Shohei Ohtani made a World Series appearance this year after all.
Before Game 1 on Tuesday night, Ohtani was honored with the Commissioner’s Historic Achievement Award for his unprecedented two-way performance this season.
The 27-year-old Angels star became the 16th recipient of the honor, which was first handed out in 1998, and the first to be given the award since commissioner Rob Manfred became commissioner in 2015.
“Over the next few years, I know that there are going to be many, many awards and accolades that come your way,” Manfred said during a news conference at Minute Maid Park, with Ohtani by his side. “But I felt that 2021 was so special that it was important to recognize the historic achievement.”
Ohtani became one of the biggest stories in baseball when he hit 46 home runs and drove in 100 runs in addition to posting a 3.18 earned-run average and 156 strikeouts in 23 starts as a pitcher.
He became the first player to be selected to the MLB All-Star Game as both a hitter and pitcher and performed feats that had last been achieved by Babe Ruth.
It wasn’t enough to help the injury-plagued Angels reach the playoffs, but it made Ohtani the clear-cut favorite for most valuable player in the American League, along with other awards he is likely to win in the offseason.
So, less than an hour before the World Series got underway, the league revealed it would be making a surprise announcement. And Ohtani walked into the stadium in an all-black suit, smiling as Manfred presented him with a gold trophy that hadn’t been handed out since 2014.
“This award is not given out every year, so I know how special it is,” Ohtani said through his interpreter, Ippei Mizuhara. “I’m not fully sure if I really deserve it, but since Mr. Manfred’s going to give it to me, I’m going to accept it.”
With a laugh, Manfred chimed in: “He does deserve it. I’m pretty sure about that.”
First handed out by Bud Selig in 1998 to Mark McGwire and Sammy Sosa for their home run chase, the Historic Achievement Award is bestowed at the commissioner’s discretion on those who have made a “major impact on the sport.”
Past winners include Cal Ripken for his consecutive-games streak, the Seattle Mariners for their record-setting 116-win season in 2001, Rachel Robinson for her work with the Jackie Robinson Foundation, and several Hall of Famers for their accomplishments. Derek Jeter and Vin Scully were the most recent recipients. Ohtani is the second Japanese winner; Ichiro Suzuki was honored for breaking the single-season hit record in 2004.
Manfred said he and other executives began considering the honor following’s Ohtani’s showing at the All-Star game, where he participated in the home run derby before starting as both the American League’s pitcher and designated hitter.

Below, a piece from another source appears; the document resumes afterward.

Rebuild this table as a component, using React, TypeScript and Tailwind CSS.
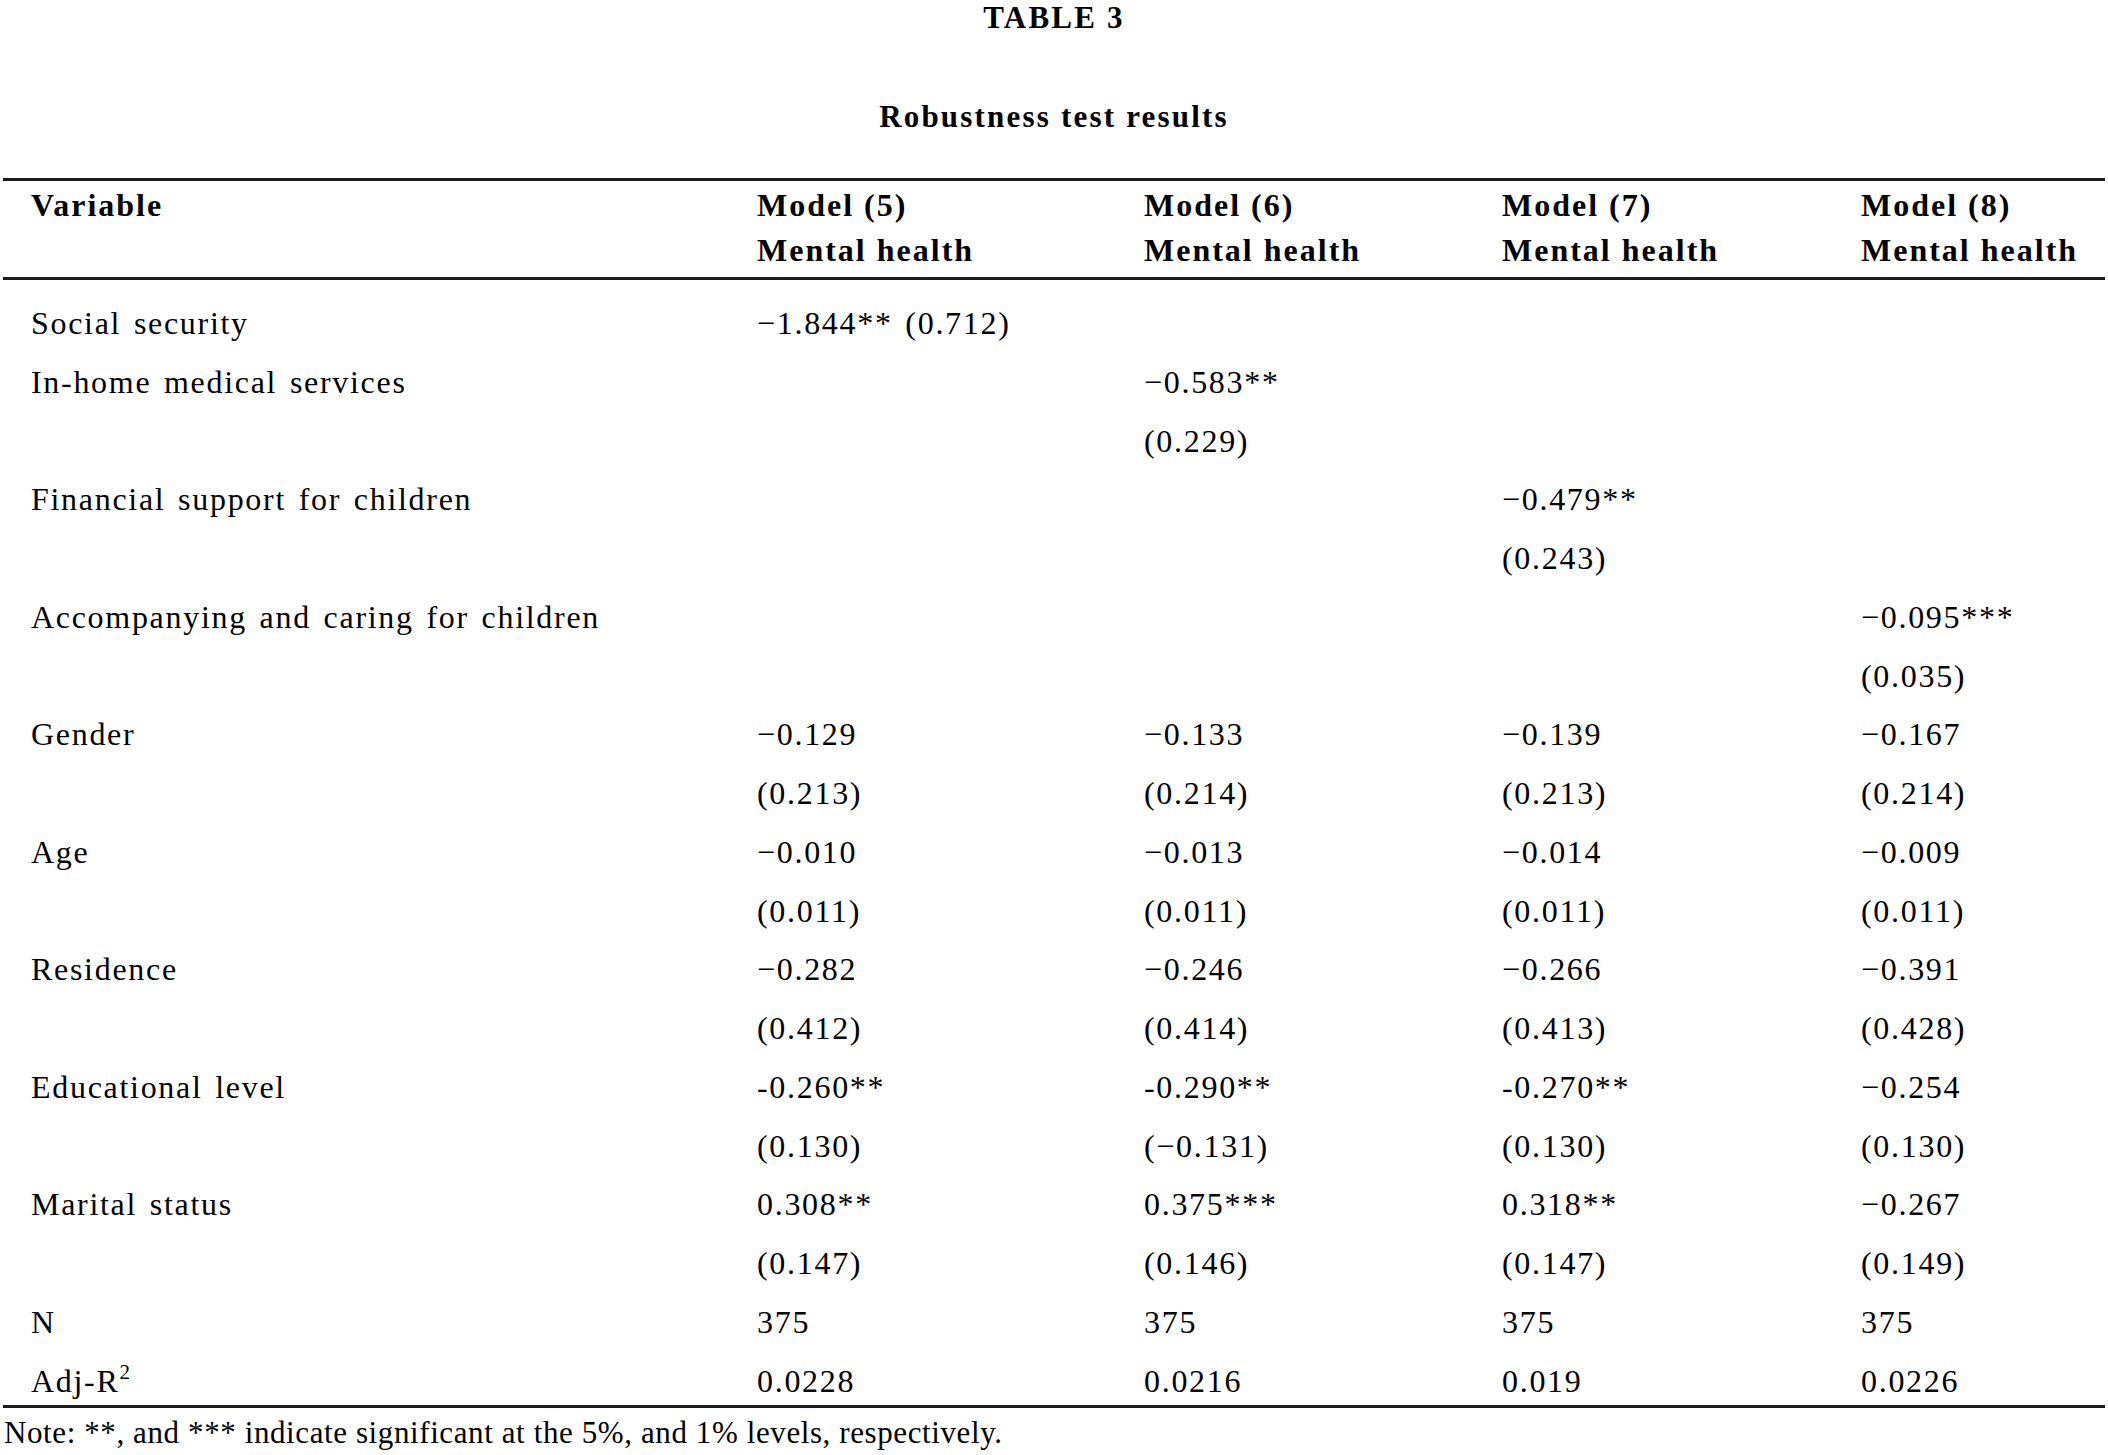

Asked how much Ohtani helped MLB, Manfred pointed to his impact at garnering international fans in a year the league wasn’t able to stage overseas events because of the pandemic.
“To have an international star like Shohei emerge this year was kind of perfect timing for us,” Manfred said. “Because it helped us continue to grow the game internationally, which is one of our foremost goals.”
Speaking to reporters for the first time since the end of the season, Ohtani said his body was feeling good after appearing in 159 games. He said he took two weeks off and is getting ready to begin his offseason workout and throwing programs.
“The biggest thing I could take from this season was that I was able to finish the season without getting hurt or being on the IL,” he said. “So this experience is definitely going to help me.”
Before he was led up to a suite for the game, Ohtani reflected on his historic season, recalling the Angels’ trip to play the Little League Classic.
“I want to tell the kids to love the sport and have passion for it,” he said. “As long as they can keep that love and passion for the game, it will take them a long ways.”